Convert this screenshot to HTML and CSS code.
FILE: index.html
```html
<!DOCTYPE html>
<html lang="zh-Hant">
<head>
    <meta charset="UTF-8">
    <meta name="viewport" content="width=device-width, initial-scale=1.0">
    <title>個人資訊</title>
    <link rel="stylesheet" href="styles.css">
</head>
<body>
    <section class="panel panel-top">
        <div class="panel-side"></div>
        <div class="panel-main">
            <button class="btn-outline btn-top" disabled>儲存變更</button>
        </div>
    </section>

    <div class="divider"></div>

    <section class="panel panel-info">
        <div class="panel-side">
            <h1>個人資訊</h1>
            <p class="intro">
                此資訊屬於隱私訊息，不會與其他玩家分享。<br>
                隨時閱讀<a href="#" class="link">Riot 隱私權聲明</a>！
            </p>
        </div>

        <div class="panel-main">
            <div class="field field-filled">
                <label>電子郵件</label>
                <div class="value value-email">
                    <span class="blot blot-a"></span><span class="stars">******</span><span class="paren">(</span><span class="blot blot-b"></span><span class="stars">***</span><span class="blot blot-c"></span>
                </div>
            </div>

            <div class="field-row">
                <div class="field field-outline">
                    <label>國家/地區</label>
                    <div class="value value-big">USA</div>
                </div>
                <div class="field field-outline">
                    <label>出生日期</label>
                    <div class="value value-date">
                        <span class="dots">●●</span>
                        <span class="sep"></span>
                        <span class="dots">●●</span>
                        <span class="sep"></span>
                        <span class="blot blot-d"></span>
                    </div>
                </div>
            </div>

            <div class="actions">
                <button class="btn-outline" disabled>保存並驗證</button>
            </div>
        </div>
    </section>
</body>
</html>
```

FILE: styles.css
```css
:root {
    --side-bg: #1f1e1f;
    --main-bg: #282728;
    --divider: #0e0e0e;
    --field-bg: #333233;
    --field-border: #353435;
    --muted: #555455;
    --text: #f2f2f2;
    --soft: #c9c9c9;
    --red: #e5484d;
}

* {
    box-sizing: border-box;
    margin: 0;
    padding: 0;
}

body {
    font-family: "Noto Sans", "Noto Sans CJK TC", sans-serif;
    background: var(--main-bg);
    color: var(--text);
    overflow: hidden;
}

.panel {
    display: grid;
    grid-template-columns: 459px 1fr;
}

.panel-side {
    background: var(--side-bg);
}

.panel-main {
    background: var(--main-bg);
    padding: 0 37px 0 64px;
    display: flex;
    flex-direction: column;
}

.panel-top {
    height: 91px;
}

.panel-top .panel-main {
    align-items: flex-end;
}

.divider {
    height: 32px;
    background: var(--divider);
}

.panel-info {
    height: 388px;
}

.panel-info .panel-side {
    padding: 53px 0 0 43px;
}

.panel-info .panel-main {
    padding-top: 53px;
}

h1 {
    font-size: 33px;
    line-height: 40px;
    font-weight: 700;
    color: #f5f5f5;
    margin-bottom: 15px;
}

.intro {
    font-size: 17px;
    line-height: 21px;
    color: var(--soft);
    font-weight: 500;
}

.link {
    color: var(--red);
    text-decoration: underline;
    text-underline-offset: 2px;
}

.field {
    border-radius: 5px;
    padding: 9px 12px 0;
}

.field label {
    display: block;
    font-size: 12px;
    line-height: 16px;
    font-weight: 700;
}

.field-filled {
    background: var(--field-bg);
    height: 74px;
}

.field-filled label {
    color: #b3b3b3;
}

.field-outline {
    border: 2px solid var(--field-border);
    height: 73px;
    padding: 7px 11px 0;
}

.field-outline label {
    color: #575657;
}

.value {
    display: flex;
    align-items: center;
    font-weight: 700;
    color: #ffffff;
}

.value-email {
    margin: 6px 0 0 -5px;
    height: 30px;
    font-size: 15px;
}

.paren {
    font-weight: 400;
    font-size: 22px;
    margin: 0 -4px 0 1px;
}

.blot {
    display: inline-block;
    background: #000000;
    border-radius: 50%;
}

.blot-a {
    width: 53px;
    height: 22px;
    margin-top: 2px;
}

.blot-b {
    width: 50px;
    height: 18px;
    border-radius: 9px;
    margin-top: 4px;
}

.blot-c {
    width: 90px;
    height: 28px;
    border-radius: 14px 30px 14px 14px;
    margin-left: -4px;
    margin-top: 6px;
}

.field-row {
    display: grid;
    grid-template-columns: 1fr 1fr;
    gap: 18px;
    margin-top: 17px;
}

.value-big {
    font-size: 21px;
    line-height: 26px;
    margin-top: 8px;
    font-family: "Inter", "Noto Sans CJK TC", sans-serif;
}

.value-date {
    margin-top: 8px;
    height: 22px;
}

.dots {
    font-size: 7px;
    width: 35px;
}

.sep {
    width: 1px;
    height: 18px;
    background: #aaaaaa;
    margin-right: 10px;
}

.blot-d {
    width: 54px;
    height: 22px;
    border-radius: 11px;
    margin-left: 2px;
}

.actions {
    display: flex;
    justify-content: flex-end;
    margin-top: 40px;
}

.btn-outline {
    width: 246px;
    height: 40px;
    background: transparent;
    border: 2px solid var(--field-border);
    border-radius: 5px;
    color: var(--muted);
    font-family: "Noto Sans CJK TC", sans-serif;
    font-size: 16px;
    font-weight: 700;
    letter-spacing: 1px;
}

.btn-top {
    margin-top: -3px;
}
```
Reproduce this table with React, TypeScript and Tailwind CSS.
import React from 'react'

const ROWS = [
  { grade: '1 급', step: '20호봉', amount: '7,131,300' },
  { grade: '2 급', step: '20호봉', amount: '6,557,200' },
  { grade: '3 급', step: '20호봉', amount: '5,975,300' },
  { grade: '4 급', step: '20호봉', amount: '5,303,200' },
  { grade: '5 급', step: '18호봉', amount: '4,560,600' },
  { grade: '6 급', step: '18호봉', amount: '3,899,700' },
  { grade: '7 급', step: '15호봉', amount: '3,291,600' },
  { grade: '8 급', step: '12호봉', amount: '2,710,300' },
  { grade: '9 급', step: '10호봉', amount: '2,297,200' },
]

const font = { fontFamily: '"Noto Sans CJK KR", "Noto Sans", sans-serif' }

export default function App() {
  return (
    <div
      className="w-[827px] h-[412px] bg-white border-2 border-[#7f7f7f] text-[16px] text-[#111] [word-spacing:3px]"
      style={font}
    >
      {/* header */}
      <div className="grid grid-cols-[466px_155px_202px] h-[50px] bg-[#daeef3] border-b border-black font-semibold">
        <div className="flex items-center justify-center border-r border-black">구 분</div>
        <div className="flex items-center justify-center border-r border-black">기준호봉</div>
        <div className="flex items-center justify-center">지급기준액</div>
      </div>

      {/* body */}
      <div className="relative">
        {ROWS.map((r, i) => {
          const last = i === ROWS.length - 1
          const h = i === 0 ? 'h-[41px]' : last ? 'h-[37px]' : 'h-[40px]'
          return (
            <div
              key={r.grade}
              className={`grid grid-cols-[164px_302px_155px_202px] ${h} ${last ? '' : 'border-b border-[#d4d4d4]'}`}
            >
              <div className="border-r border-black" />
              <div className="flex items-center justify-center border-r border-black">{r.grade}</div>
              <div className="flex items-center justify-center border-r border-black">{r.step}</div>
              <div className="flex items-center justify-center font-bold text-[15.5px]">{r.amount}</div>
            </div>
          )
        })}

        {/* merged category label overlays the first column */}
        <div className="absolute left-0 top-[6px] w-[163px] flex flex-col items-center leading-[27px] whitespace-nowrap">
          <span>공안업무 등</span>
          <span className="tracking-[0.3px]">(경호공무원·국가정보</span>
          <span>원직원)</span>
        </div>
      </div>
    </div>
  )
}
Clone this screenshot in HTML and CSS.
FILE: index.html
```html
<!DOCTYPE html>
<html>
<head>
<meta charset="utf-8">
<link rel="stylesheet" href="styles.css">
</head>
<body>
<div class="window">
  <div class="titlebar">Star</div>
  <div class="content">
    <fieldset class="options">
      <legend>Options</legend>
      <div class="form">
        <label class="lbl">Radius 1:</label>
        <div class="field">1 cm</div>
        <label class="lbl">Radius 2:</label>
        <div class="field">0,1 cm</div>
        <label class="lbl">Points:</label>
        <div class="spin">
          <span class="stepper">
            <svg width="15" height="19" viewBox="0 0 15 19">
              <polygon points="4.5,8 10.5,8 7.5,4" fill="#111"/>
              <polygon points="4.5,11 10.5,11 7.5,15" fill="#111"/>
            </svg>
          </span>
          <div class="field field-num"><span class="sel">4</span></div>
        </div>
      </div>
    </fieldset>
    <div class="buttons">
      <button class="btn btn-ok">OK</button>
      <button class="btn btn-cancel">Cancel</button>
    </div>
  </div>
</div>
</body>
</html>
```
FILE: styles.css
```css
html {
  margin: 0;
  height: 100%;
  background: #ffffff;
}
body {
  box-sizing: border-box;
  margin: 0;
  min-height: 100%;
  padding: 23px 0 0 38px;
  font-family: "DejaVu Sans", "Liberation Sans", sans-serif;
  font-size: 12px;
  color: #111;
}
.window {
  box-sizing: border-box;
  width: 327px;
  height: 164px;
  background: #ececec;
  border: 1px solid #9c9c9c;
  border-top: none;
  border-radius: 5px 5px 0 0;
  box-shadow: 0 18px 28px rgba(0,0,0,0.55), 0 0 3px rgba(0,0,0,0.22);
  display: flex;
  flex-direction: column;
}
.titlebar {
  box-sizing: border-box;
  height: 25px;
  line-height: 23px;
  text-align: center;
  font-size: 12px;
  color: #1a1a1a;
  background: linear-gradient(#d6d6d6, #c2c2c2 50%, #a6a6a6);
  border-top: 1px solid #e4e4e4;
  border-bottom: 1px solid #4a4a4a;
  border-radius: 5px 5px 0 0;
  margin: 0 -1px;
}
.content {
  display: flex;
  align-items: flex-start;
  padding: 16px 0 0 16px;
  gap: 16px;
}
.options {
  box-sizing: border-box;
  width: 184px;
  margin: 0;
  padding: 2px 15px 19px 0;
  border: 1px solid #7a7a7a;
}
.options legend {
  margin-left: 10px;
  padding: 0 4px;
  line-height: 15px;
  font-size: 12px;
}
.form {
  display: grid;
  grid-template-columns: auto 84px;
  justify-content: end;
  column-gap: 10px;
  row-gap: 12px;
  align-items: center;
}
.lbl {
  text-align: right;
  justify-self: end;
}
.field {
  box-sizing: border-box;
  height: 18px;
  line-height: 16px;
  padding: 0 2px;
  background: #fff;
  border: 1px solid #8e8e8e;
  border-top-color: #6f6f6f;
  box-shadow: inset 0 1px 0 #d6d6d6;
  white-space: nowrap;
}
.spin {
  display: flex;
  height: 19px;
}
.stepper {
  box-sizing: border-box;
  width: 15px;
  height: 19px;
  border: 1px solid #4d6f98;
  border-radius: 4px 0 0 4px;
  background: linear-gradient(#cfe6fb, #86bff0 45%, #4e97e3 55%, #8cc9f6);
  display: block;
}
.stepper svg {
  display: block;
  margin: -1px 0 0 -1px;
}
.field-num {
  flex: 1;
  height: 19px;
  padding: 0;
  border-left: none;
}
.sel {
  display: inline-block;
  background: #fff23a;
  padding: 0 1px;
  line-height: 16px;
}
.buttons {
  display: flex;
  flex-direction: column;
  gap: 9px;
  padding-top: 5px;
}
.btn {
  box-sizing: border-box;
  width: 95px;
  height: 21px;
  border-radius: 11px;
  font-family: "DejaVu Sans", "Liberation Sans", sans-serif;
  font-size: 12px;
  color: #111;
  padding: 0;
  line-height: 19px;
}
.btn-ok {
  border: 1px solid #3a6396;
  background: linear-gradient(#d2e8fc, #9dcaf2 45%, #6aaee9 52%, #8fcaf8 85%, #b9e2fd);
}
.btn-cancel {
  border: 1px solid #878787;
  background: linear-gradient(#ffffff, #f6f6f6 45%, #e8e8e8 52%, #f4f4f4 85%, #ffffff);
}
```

# [Goal]
From the records above, repeat exactly the lines from the one with "Reproduce this table" through the one with "import React from 'react'", both included.

# [Written response]
Reproduce this table with React, TypeScript and Tailwind CSS.
import React from 'react'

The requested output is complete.